New York State Comptroller Thomas P. DiNapoli issued the following statement regarding the Metropolitan Transportation Authority’s July Financial Plan.
“The MTA’s revised ridership projections underscore that it must somehow bridge a looming fiscal canyon of more than $2 billion annually and plan for long-term service challenges. The MTA’s July financial presentation shows operating budget gaps when excluding federal one-time relief, making clear what my office has been saying since September 2021: the MTA is facing major risks to its operating revenue streams as costs continue to rise, worsening a long-term budgetary imbalance.
“Ridership as a percentage of pre-pandemic ridership is now forecasted to be 61% this year and 79% in 2026, a far cry from the 77% and 87% that was expected in the MTA’s February Plan, leading to a sustained drop in revenues. The MTA’s current projections could become even worse as the threat of a recession looms. The growing disparity between revenues and expenditures necessitate that the MTA act quickly and creatively to provide options to boost revenue amid service demand changes and generate cost efficiencies and savings solutions to mitigate the widening gap.

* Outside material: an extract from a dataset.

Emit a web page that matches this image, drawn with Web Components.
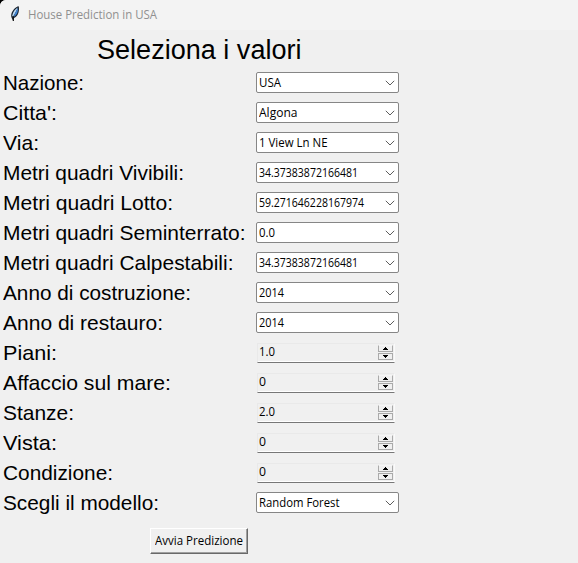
<!DOCTYPE html>
<html lang="it"><head><meta charset="utf-8"><title>House Prediction in USA</title>
<style>html,body{margin:0;height:100%;background:#000;overflow:hidden}</style></head>
<body><house-window></house-window>
<script>
const define=(name,html,setup)=>customElements.define(name,class extends HTMLElement{
  constructor(){super();this.attachShadow({mode:'open'}).innerHTML=html;}
  connectedCallback(){if(setup)setup(this,this.shadowRoot);}
});

/* Single line of text scaled horizontally to a given advance width. */
define('fit-text',`<style>:host{display:block;white-space:nowrap}span{display:inline-block;transform-origin:0 0}</style><span><slot></slot></span>`,
(el,r)=>{const s=r.querySelector('span'),w=+el.getAttribute('width');
  const n=s.getBoundingClientRect().width;if(w&&n)s.style.transform=`scaleX(${w/n})`;});

define('title-bar',`<style>
:host{display:flex;height:30px;background:#f3f3f3;align-items:flex-start;color:#909090;font:12px/16px "Open Sans",sans-serif}
svg{margin:6px 0 0 8px;width:14px;height:16px;flex:none}
fit-text{margin:7px 0 0 6px}
</style><svg viewBox="0 0 14 16"><path d="M10.700.3C7.500.8 4.200 4.500 3.300 8.300c-.3 1.700 0 2.800.5 4L5.500 15.200l.2-3c2.300-.8 4.300-3 4.900-5.900.4-2 .6-4 .1-6z" fill="#1b2430"/><path d="M9.800 1.500C7 3 4.900 6 4.300 9.500l.6 1.300C7 7.500 8.600 4.500 9.800 1.500z" fill="#b9d9f5"/><path d="M10 2C10.200 6 9 9 5.700 11 6.500 8 8 5 10 2z" fill="#3f86d8"/><path d="M5.300 10.500v4.500" stroke="#111" stroke-width="1.200"/></svg><fit-text width="129">House Prediction in USA</fit-text>`);

define('combo-box',`<style>
:host{display:flex;box-sizing:border-box;width:143px;height:21px;margin-top:4px;border:1px solid #868686;border-radius:2px;background:#fff;justify-content:space-between;font:12px/19px "Open Sans",sans-serif;color:#000}
div{padding-left:2px;width:120px}svg{width:10px;height:6px;margin:7px 3px 0 0;flex:none}
</style><div><slot></slot></div><svg viewBox="0 0 10 6"><path d="M.8.8 5 5 9.200.8" fill="none" stroke="#5c5c5c"/></svg>`);

define('spin-box',`<style>
:host{display:flex;box-sizing:border-box;width:138px;height:20px;margin:5px 0 0 1px;border:1px solid #e9e9e9;border-right-color:#fafafa;border-bottom-color:#777;box-shadow:inset 0 -1px #fff;justify-content:space-between;font:12px/17px "Open Sans",sans-serif;color:#000}
.v{padding-left:1px;margin-top:-1px}.b{display:grid;grid-template-rows:7px 7px;gap:1px;margin:1px 1px 0 0}
i{box-sizing:border-box;width:15px;border:1px solid #aaa;display:flex;align-items:center;justify-content:center}
i:first-child{border-top-color:#f6f6f6}svg{width:5px;height:3px;display:block}
</style><div class="v"><slot></slot></div><div class="b"><i><svg viewBox="0 0 5 3" shape-rendering="crispEdges"><path d="M2 0h1v1h1v1h1v1H0V2h1V1h1z"/></svg></i><i><svg viewBox="0 0 5 3" shape-rendering="crispEdges"><path d="M0 0h5v1H4v1H3v1H2V2H1V1H0z"/></svg></i></div>`);

define('form-row',`<style>
:host{display:grid;grid-template-columns:253.3px 1fr;height:30px;align-items:start}
.l{font:21px/30px "Liberation Sans",Arial,sans-serif}
</style><div class="l"><slot name="label"></slot></div><div><slot></slot></div>`);

define('push-button',`<style>
:host{display:block;box-sizing:border-box;width:98px;height:26px;border:1px solid #fff;border-right-color:#696969;border-bottom-color:#696969;box-shadow:inset -1px -1px #a0a0a0;padding-left:4px;font:12px/24px "Open Sans",sans-serif}
</style><slot></slot>`);

const rows=[['Nazione:',82,'c','USA',22],["Citta':",55,'c','Algona',38.5],['Via:',37,'c','1 View Ln NE',68.5],
['Metri quadri Vivibili:',182,'c','34.37383872166481',99],['Metri quadri Lotto:',171,'c','59.271646228167974',105],
['Metri quadri Seminterrato:',243.5,'c','0.0',16],['Metri quadri Calpestabili:',231.5,'c','34.37383872166481',99],
['Anno di costruzione:',189,'c','2014',25],['Anno di restauro:',161,'c','2014',25],['Piani:',55,'s','1.0',16],
['Affaccio sul mare:',169,'s','0',7],['Stanze:',72,'s','2.0',16],['Vista:',55,'s','0',7],['Condizione:',111,'s','0',7],
['Scegli il modello:',157,'c','Random Forest',80.5]];
define('house-window',`<style>
:host{display:flex;flex-direction:column;width:578px;height:563px;background:#f0f0f0;border-radius:6px 0 0 0;overflow:hidden;color:#000}
h1{margin:0 0 0 97px;height:38px;font:27px/41px "Liberation Sans",Arial,sans-serif}
main{padding-left:2.7px}
push-button{margin:10px 0 0 150px}
</style><title-bar></title-bar><h1><fit-text width="204.5">Seleziona i valori</fit-text></h1><main>${
rows.map(([l,w,k,v,vw])=>{const t=k==='c'?'combo-box':'spin-box';
return `<form-row><fit-text slot="label" width="${w-1}">${l}</fit-text><${t}><fit-text width="${vw}">${v}</fit-text></${t}></form-row>`}).join('')
}</main><push-button><fit-text width="88">Avvia Predizione</fit-text></push-button>`);
</script></body></html>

“The MTA has fortunately turned aside from its ill-advised plan to plug operational gaps through borrowing, which will reduce recurring debt service costs associated with the bonds. The Authority also took a step forward on congestion pricing naming its traffic mobility review board, a critical step towards funding its capital plan.
“Reliable and safe mass transit is critical to revive New York City’s economy in an equitable manner. Monthly customer satisfaction surveys and recent quarterly transit summit discussions with New York City on the state of service are good steps forward, but the MTA must show how it intends to use this information to keep the public informed on how it plans to provide quality service for years to come.”